20-09 Understanding how bovine respiratory disease risk factors promote development of pneumonia as a strategy to develop novel methods to prevent disease
Research Lead: Dr. Jeff Caswell , University of Guelph
Executive Summary
Risk factors for bovine respiratory disease (BRD)— stress, virus infection, and adverse weather conditions—have been assumed to cause "immunosuppression" that predisposes to bacterial infection. Our recent data indicates an alternative, that these risk factors promote respiratory tract inflammation, which harmfully changes how the calf responds to subsequent bacterial infection of the respiratory tract. The distinction is important because it redirects strategies for disease prevention and risk assessment, thus aiming to minimize rather than enhance immune-inflammatory responses during this risk period.
This research focuses on inflammation during the early risk period before infection becomes established, whereas the later role of infection-induced inflammation in damaging lung tissue is already well-known. We have shown that inflammation in healthy calves arriving to feedlots leads to adverse disease outcomes. The next step is to evaluate how BRD risk factors promote inflammation within the respiratory tract. The approach involves comparison of controls to recently weaned and/or comingled beef calves, to identify evidence of excessive inflammatory responses and the biologic mechanisms underlying these abnormal responses.
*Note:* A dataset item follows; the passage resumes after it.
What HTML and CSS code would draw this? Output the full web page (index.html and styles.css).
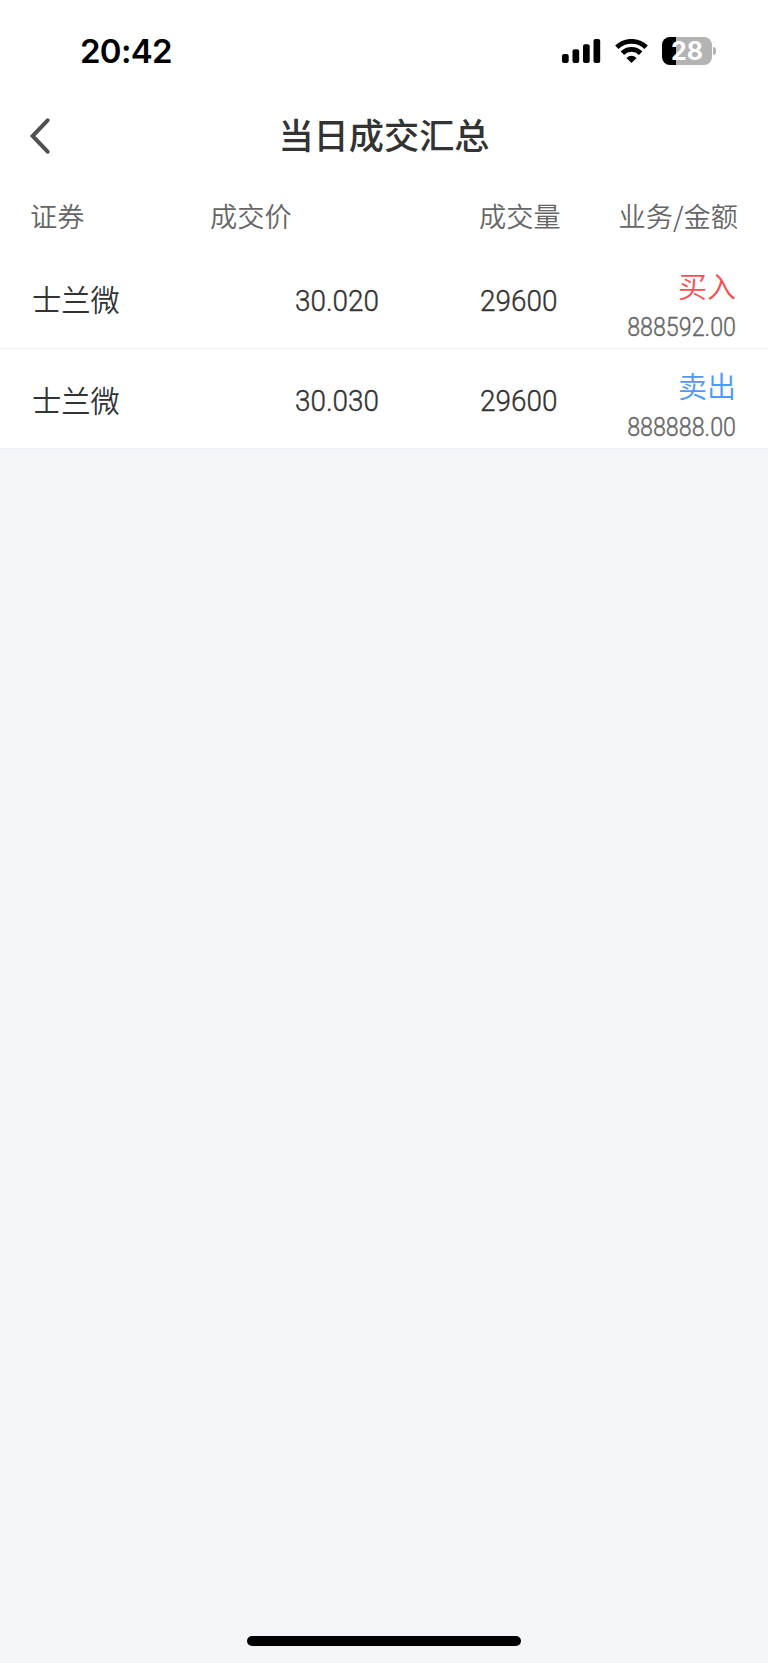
FILE: index.html
```html
<!DOCTYPE html>
<html lang="zh-CN">

<head>
  <meta charset="UTF-8">
  <title>当日成交汇总</title>
  <link rel="stylesheet" href="styles.css">
</head>

<body>
  <div class="status-bar">
    <span class="time">20:42</span>
    <div class="status-icons">
      <svg class="signal" width="39" height="24" viewBox="0 0 39 24">
        <rect x="0" y="15" width="6.7" height="9" rx="2"/>
        <rect x="10.5" y="10.3" width="6.7" height="13.7" rx="2"/>
        <rect x="21" y="5.2" width="6.7" height="18.8" rx="2"/>
        <rect x="31.5" y="0" width="6.7" height="24" rx="2"/>
      </svg>
      <svg class="wifi" width="33" height="24" viewBox="0 0 33 24">
        <g fill="none" stroke="#000" stroke-width="4.7">
          <path d="M1.8 8.2C10 .3 23 .3 31.2 8.2"/>
          <path d="M7.4 14.2C12.5 9.2 20.5 9.2 25.6 14.2"/>
        </g>
        <path d="M16.5 24L11.4 18.9Q16.5 14.8 21.6 18.9Z"/>
      </svg>
      <div class="battery">28</div>
    </div>
  </div>

  <header class="nav">
    <svg class="back" width="22" height="36" viewBox="0 0 22 36">
      <path d="M18.6 2.3L3.6 18L18.6 33.7"/>
    </svg>
    <h1>当日成交汇总</h1>
  </header>

  <div class="row table-head">
    <span>证券</span>
    <span>成交价</span>
    <span>成交量</span>
    <span class="last">业务/金额</span>
  </div>

  <div class="row item">
    <span class="name">士兰微</span>
    <span class="price num">30.020</span>
    <span class="volume num">29600</span>
    <div class="deal">
      <span class="buy">买入</span>
      <span class="amount num">888592.00</span>
    </div>
  </div>
  <div class="row item">
    <span class="name">士兰微</span>
    <span class="price num">30.030</span>
    <span class="volume num">29600</span>
    <div class="deal">
      <span class="sell">卖出</span>
      <span class="amount num">888888.00</span>
    </div>
  </div>

  <div class="home-indicator"></div>
</body>

</html>
```

FILE: styles.css
```css
* {
  box-sizing: border-box;
}

body {
  display: flex;
  flex-direction: column;
  height: 1663px;
  margin: 0;
  background: #f3f5f9;
  color: #333333;
  font-family: "Noto Sans CJK SC", sans-serif;
}

.status-bar {
  display: flex;
  justify-content: space-between;
  height: 102px;
  padding: 37px 52px 0 80px;
  background: #ffffff;
}

.time {
  height: 29px;
  line-height: 29px;
  font-family: Inter, sans-serif;
  font-size: 33px;
  font-weight: 600;
  letter-spacing: -0.7px;
  color: #000000;
}

.status-icons {
  display: flex;
  align-items: center;
  height: 28px;
}

.wifi {
  margin: 0 14px;
}

.battery {
  position: relative;
  width: 50px;
  height: 28px;
  margin-right: 4px;
  border-radius: 8px;
  background: linear-gradient(to right, #000000 14px, #b3b3b3 14px);
  font-family: Inter, sans-serif;
  font-size: 25px;
  font-weight: 700;
  line-height: 28px;
  text-align: center;
  color: #ffffff;
}

.battery::after {
  content: "";
  position: absolute;
  top: 10px;
  right: -4px;
  width: 3px;
  height: 8px;
  border-radius: 0 4px 4px 0;
  background: #b3b3b3;
}

.nav {
  display: grid;
  grid-template-columns: 60px 1fr 60px;
  align-items: center;
  height: 68px;
  padding: 0 29px;
  background: #ffffff;
}

.back path {
  fill: none;
  stroke: #505050;
  stroke-width: 4;
  stroke-linecap: round;
}

h1 {
  margin: 0;
  padding-bottom: 4px;
  font-size: 35.2px;
  font-weight: 500;
  line-height: 64px;
  text-align: center;
}

.row {
  display: grid;
  grid-template-columns: 180px 269px 116px 1fr;
  align-items: center;
  padding: 0 30px;
  background: #ffffff;
}

.table-head {
  height: 78px;
  padding-top: 11px;
  font-size: 27.2px;
  font-weight: 350;
  line-height: 40px;
  color: #666666;
}

.last {
  text-align: right;
  white-space: nowrap;
}

.item {
  height: 101px;
  padding: 0 32px;
  border-bottom: 1px solid #eeeff4;
}

.item:nth-of-type(4) {
  height: 100px;
}

.name {
  font-size: 29.3px;
  font-weight: 350;
  line-height: 40px;
}

.num {
  font-family: Roboto, sans-serif;
  font-weight: 300;
  -webkit-text-stroke: 0.4px;
  transform: scaleX(0.93);
  transform-origin: right;
}

.price {
  width: 167px;
  padding-top: 4px;
  font-size: 30px;
  text-align: right;
}

.volume {
  margin-left: -1px;
  padding-top: 4px;
  font-size: 30px;
  transform-origin: left;
}

.deal {
  display: flex;
  flex-direction: column;
  align-items: flex-end;
  padding-top: 14px;
}

.buy,
.sell {
  height: 42px;
  font-size: 29px;
  font-weight: 350;
  line-height: 40px;
}

.buy {
  color: #f94f4f;
}

.sell {
  color: #4c9bfa;
}

.amount {
  height: 39px;
  font-size: 25px;
  line-height: 42px;
  color: #666666;
}

.home-indicator {
  width: 274px;
  height: 10px;
  margin: auto auto 17px;
  border-radius: 5px;
  background: #000000;
}
```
These advances are targeted to develop alternatives to antibiotics for disease prevention and more effective tools to assess BRD risk.
Thus, the proposed work addresses the research priorities of Animal Health, and specifically "Alternatives to antimicrobials for infection and disease management actively developing", "Calves are more robust, require less pharmaceutical intervention and regain optimal growth rates more quickly", "Develop management programs that utilize genetics, nutrition, welfare biosecurity and environmental management to produce robust cattle with reduced reliance on other treatments".